Saturday, September 11, 2010

Pillow talk ...

It’s apparent to me that men only want to own one pillow – the one on which they lay their head. Go figure! This is another striking example of how the sexes are different. I think I can speak for most women when I say, “we salivate at the mere thought of a grand sofa or luxurious bed embellished with oodles of plump, decorative pillows.”




These gorgeous designer pillows really enhance the striking Julian Chichester sofa.

In recent years, pillows have become far more lavish and ridiculously more expensive – really too costly to be within the reach of average buyers. But, that’s because designers have incorporated some of the most ornate, antique textiles into the manufacture of new, decorative pillows, and those old embroideries and rare tapestries can set you back $500 on the low end to over $4,000 on the upper end of the pillow price scale. But, if you shop smart and can sew even the simplest of seams, you can duplicate the look for a whole lot less.
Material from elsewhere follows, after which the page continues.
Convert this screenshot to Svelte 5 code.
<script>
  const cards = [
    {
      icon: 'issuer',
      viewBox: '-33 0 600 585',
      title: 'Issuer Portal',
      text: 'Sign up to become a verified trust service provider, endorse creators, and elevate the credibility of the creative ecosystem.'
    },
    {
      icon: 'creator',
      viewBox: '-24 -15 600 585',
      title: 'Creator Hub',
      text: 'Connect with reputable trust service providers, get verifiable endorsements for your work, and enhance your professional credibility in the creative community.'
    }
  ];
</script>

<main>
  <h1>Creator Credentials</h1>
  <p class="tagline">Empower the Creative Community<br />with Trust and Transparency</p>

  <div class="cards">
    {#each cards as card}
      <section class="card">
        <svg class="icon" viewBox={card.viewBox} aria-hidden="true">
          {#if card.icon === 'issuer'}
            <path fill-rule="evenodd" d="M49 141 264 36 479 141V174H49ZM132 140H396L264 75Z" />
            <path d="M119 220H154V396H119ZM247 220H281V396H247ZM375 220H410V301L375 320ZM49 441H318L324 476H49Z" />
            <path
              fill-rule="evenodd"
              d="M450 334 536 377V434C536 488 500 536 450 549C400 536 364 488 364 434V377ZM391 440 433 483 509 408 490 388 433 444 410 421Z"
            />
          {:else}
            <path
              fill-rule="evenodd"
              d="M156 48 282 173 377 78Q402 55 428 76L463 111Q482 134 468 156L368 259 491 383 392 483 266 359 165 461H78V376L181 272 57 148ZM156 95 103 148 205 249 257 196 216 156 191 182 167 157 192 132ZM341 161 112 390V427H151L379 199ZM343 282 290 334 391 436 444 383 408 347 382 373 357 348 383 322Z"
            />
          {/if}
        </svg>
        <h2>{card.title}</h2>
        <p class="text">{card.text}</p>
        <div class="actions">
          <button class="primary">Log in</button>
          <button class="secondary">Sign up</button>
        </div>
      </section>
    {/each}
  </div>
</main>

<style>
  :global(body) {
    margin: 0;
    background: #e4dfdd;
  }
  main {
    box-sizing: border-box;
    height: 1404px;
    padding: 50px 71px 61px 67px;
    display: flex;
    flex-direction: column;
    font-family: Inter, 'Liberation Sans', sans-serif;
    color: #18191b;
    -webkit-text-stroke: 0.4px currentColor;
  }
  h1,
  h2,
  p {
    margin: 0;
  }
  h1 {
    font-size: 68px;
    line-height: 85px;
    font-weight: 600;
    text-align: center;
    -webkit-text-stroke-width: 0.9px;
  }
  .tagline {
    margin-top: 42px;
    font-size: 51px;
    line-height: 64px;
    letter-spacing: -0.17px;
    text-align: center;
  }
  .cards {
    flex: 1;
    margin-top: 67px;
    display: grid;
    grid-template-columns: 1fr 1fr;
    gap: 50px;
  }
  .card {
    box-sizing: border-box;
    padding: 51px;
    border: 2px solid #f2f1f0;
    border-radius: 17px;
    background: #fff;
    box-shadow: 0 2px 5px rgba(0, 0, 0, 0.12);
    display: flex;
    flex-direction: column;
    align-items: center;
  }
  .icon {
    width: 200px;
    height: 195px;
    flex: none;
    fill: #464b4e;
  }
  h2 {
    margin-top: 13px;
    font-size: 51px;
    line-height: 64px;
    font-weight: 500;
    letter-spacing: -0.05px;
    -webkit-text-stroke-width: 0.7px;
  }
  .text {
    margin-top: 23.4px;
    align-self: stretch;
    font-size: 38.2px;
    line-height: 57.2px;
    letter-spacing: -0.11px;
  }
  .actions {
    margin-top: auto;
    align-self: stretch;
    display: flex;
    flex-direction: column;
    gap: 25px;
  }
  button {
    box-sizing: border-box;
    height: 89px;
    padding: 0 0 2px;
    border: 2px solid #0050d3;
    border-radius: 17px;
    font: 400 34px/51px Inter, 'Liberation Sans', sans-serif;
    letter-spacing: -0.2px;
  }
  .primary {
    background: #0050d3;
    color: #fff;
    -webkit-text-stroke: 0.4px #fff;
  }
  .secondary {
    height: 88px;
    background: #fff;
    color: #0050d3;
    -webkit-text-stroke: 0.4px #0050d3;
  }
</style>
These pillows cost $2,800 (left) and $3,400 (right)
from Melissa Levinson Antiques. Photos via her
website.

 


Lavish textiles for the home have been around since the Middle Ages. In her book, Antique French Textiles for Designers, June Laval notes that, “In the history of textiles, embroidery was a very prestigious art. In the Middle Ages, real gold and silver thread [began to be] embroidered onto altar hangings…and other religious articles.” An entire cottage industry has grown around the production of pillows combining old ‘galloons’ and antique fabric with new materials.


From the M. Nicholas Collection at $1,250.
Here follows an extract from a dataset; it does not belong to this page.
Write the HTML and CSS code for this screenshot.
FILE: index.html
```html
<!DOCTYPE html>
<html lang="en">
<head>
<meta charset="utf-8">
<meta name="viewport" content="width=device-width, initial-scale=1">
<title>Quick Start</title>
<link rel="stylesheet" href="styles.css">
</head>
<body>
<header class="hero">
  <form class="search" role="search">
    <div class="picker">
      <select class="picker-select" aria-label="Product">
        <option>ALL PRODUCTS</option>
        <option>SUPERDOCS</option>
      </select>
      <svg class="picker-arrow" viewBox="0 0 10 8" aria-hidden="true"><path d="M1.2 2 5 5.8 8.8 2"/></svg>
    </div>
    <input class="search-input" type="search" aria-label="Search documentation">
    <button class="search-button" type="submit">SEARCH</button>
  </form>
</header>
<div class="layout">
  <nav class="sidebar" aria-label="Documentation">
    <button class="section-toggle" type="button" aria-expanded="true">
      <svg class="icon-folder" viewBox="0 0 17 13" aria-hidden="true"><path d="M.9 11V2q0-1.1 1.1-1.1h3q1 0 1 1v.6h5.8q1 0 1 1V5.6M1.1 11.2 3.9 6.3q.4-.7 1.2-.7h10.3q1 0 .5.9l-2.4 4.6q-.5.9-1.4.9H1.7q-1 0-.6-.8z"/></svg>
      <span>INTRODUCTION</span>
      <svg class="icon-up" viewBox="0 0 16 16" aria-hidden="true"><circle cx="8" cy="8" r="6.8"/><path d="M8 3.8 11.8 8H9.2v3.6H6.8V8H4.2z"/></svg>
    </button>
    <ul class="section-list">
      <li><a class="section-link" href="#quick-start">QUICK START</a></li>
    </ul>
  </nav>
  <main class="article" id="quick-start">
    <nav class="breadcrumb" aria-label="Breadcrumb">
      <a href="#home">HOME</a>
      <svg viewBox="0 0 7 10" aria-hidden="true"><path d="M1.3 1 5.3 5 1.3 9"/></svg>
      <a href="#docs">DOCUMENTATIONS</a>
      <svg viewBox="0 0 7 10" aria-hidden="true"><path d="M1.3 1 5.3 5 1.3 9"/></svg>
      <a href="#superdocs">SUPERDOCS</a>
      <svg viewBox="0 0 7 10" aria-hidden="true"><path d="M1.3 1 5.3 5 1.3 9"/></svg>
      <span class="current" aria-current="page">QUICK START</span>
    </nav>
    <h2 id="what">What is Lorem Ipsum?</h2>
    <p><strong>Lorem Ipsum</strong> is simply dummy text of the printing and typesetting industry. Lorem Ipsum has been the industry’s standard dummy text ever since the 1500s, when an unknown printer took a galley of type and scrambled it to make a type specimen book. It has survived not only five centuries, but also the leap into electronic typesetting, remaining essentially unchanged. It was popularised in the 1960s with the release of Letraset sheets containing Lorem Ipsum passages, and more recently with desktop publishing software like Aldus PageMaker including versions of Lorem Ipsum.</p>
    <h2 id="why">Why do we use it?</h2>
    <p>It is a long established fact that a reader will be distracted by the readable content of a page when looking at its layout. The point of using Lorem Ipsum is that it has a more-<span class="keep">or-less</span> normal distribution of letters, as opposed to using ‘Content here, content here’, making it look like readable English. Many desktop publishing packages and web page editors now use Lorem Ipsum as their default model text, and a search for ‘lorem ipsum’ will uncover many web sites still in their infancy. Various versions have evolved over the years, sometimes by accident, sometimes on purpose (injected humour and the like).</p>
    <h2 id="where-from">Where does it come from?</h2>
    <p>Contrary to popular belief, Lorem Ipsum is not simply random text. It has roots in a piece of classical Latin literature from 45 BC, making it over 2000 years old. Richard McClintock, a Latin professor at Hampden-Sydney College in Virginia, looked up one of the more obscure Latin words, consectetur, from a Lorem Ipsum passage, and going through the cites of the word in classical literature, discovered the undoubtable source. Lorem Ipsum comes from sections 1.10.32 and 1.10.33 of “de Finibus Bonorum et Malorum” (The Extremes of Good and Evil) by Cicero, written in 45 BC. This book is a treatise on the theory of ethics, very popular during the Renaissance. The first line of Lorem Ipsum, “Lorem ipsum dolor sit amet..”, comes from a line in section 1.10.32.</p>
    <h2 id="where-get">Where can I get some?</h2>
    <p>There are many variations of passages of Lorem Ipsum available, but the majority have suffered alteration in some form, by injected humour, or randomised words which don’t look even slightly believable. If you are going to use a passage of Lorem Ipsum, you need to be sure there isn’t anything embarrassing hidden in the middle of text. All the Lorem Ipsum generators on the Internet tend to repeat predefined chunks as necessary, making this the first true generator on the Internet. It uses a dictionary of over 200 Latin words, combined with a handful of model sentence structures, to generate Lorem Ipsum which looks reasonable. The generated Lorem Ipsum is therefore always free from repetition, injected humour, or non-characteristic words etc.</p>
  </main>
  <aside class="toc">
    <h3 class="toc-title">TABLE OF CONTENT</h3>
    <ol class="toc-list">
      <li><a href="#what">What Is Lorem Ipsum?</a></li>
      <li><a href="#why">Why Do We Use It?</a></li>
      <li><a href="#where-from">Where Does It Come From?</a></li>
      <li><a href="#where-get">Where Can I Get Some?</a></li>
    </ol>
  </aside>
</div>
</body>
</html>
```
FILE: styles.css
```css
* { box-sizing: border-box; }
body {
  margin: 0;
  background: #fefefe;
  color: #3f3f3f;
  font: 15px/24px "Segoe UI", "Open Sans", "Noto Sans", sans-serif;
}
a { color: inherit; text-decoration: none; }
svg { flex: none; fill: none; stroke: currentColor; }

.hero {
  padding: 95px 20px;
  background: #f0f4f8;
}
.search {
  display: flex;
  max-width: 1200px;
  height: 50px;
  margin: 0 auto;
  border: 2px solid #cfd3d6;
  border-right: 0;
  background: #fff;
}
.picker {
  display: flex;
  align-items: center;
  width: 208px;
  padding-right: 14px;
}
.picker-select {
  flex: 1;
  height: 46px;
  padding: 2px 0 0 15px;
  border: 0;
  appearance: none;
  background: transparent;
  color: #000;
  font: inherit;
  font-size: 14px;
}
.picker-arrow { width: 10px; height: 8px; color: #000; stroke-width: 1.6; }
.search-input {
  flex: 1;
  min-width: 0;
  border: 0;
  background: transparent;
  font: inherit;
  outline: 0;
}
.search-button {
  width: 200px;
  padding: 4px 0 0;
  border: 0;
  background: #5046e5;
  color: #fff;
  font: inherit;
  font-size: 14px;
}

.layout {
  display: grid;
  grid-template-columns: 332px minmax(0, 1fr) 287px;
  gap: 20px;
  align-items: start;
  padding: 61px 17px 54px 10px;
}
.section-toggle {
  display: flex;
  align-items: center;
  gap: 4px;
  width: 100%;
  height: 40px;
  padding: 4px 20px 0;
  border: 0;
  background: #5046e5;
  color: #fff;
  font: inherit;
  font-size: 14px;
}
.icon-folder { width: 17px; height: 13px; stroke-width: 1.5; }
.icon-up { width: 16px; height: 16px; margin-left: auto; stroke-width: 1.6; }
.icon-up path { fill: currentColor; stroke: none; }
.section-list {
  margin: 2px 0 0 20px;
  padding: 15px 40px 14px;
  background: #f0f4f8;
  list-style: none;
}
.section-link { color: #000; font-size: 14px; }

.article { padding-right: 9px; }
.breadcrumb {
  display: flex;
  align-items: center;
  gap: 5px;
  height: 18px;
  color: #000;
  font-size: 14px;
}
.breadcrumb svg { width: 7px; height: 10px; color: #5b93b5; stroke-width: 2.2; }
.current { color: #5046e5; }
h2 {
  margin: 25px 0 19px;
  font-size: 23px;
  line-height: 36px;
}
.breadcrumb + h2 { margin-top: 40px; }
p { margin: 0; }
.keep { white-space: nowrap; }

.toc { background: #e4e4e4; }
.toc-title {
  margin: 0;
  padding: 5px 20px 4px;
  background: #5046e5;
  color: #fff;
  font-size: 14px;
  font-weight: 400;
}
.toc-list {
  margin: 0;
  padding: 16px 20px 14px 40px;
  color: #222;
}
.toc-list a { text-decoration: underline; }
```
Olde World Pillows sells this beauty for $1,450.
Those old ‘galloons’ – the decorative embellishments found on ecclesiastical garments, military uniforms and fraternal order sashes, were often sewn onto velvet and trimmed with metallic cording. The aged, metallic threads used in the galloon embroidery have taken on a rich patina over time, making them in high demand.
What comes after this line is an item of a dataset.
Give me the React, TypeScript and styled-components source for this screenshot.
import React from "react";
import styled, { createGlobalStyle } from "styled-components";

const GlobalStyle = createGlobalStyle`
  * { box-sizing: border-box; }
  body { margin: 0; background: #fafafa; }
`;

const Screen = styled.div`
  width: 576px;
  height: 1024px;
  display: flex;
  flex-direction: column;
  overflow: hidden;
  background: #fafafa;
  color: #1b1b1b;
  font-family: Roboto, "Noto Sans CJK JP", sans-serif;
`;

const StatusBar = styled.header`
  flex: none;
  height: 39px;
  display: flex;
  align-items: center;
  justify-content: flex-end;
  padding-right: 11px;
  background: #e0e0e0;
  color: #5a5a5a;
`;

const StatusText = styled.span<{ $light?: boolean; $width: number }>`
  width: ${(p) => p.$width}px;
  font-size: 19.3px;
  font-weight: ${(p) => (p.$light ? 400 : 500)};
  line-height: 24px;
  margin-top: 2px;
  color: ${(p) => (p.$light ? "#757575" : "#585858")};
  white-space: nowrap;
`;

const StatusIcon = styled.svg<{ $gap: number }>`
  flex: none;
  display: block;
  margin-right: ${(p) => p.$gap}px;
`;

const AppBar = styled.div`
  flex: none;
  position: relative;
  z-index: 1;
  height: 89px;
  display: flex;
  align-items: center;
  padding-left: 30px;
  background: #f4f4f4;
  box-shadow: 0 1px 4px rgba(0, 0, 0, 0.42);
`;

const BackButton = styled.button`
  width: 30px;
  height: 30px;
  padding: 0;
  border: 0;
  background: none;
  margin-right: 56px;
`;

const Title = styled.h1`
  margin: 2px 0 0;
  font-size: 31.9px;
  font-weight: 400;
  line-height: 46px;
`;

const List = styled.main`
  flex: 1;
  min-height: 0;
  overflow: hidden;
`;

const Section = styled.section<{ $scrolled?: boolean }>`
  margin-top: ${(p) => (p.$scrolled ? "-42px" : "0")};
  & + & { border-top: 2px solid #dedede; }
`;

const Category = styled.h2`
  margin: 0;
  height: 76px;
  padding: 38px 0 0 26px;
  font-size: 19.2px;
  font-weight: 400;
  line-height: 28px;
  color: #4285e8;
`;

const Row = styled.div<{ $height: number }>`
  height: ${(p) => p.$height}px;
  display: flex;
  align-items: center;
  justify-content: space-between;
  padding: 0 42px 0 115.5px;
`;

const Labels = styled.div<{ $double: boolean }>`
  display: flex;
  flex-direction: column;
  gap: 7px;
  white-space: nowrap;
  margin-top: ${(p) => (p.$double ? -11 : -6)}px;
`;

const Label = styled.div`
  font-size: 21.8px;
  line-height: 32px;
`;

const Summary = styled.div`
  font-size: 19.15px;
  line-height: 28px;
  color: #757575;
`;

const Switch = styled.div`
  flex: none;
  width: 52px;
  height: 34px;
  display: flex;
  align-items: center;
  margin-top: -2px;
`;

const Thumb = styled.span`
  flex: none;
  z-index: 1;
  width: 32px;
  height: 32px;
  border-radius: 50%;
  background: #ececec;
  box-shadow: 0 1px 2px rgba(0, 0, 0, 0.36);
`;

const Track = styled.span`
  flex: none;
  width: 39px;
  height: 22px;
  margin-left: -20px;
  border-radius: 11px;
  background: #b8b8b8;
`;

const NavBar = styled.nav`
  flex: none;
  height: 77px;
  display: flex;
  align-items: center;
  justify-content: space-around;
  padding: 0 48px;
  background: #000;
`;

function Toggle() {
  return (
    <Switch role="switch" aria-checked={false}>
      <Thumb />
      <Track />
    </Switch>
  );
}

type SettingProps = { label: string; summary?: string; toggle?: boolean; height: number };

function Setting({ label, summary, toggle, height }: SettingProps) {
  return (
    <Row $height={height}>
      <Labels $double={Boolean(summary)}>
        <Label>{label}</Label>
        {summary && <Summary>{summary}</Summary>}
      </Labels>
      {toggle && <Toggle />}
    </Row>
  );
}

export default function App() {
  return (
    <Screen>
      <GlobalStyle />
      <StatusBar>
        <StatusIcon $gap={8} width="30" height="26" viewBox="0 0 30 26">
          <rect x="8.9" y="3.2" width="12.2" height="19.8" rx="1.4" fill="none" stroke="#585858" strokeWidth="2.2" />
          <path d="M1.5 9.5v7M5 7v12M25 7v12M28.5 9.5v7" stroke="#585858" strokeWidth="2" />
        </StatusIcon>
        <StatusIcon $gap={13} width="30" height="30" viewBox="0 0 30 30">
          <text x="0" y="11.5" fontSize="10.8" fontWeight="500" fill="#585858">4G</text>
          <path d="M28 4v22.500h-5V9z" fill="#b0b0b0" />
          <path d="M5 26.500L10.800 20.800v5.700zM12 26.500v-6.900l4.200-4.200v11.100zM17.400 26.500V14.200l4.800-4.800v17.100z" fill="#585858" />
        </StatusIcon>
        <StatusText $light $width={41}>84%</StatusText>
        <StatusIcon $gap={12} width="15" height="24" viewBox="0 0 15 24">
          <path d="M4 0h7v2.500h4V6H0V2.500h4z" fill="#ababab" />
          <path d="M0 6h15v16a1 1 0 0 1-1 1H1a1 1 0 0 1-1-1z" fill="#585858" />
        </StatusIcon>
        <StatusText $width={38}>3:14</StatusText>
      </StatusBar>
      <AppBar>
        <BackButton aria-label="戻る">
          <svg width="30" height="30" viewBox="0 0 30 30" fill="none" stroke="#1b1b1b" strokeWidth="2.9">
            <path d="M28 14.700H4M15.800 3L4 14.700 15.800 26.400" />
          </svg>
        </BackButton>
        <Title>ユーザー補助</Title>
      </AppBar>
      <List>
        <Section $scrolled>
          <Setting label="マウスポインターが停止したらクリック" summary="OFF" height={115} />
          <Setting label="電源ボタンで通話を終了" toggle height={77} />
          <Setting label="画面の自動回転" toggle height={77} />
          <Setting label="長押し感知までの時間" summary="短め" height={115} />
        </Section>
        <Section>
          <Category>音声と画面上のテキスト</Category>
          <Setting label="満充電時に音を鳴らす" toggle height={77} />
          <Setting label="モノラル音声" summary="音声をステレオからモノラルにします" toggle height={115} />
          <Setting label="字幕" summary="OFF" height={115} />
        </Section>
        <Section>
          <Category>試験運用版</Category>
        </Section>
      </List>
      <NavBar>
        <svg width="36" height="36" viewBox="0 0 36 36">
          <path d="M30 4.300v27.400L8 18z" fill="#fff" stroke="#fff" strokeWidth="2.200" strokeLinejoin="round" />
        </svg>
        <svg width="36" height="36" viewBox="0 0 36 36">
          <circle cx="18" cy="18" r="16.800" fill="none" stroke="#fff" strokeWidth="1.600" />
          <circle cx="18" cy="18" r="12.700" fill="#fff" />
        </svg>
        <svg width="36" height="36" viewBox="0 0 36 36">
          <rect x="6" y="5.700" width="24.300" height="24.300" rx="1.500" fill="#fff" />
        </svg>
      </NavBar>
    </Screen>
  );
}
The galloons, as well as antique velvets and silks, make their way into auctions, antique shops and flea markets. So, if you’re a savvy shopper, you can create the same quality pillow for a fraction of the designers’ retail cost.

I found a richly aged, ceremonial ‘galloon’ on Vatican-Red velvet with tarnished gold thread for $15 at an antique shop in Gruene, Texas and combined it with coordinating ribbon and braided trim on a quilted, taupe silk fabric remnant.

Viola! In less than 30 minutes there is more eye candy for my little casa (to be part of a guest bedroom redecorating project) and more confusion for the man in my life.

What can I say? Women are from Venus, the pillow planet!

And my finished pillow? Well, it has all of the rich detail of designer goods (with all of its antique wear and imperfections of age) for about $25.

1 comment:

Pam Zimmerman said...

Your pillow turn out awesome. Your creativty and talent always amaze me. Not everyone can take a piece of fabric and make a pillow that looks like a professional semstress created it.